I was reminded of these burnished baubles at a Shinto shrine on the edge of Kyoto. In the woods there are the broken-stone hind quarters of a horse statue. They are wrapped in red cloth, as though to heal them. As I watched, an elderly couple arrived and stood behind the horse, in turn. They rubbed its hind quarters first and then their own thighs. A young couple followed suit. All four crawled under it’s half-belly, having to squeeze awkwardly between stone and earth in a final act of atonement to the god, thus represented, together with (I guessed) a prayer that their own infirmities might be eased.
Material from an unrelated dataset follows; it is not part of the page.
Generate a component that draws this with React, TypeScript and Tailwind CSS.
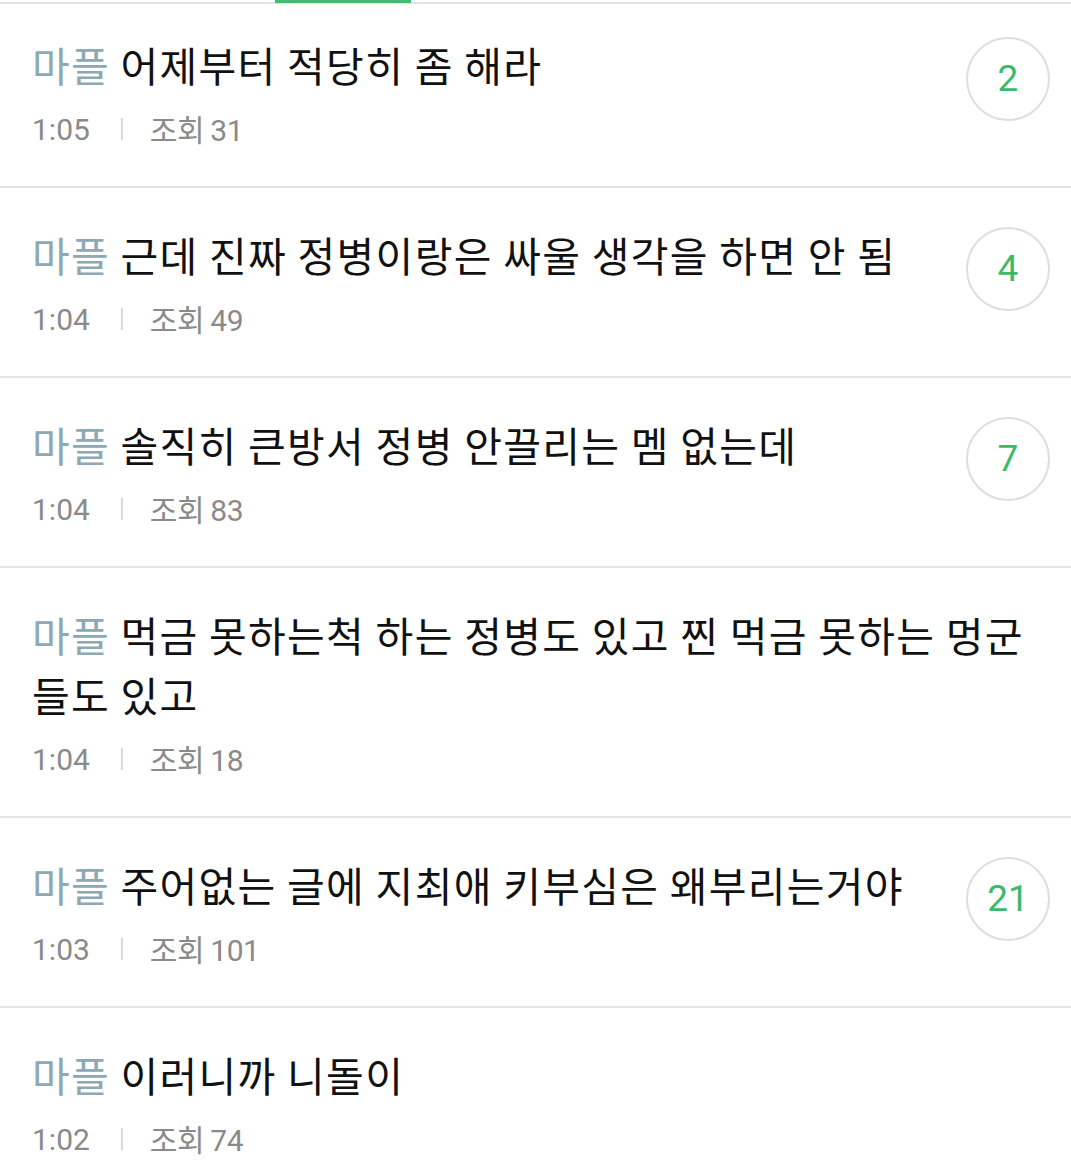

Nearby there is a shrine with lines of blank wooden foxes’ faces which require its supplicants to inscribe their features, offer coins and prayers. At another a stone ball rests on a ledge and after a monetary appeasement, the believer guesses its weight and wishes for some happy outcome to a current impasse. If it is lighter, the result will be propitious. If it is heavier then the outcome may be bleak. At a Buddhist shrine it is possible to ‘buy’ a a twist of paper, with your fortune written on it. If it’s optimistic you keep it but if the augury is poor, then you can drop further coins in a slot and pin it to a wire where a monkey god will rescind its awkward news.
Throughout time all cultures, whether they be the so-called advanced nations or those patronisingly termed ‘primitive’, have externalised their hopes and fears by creating icons upon which they could project their hopes and desires. Alongside scientific reason, magic and superstition continue happily to occupy the human imagination.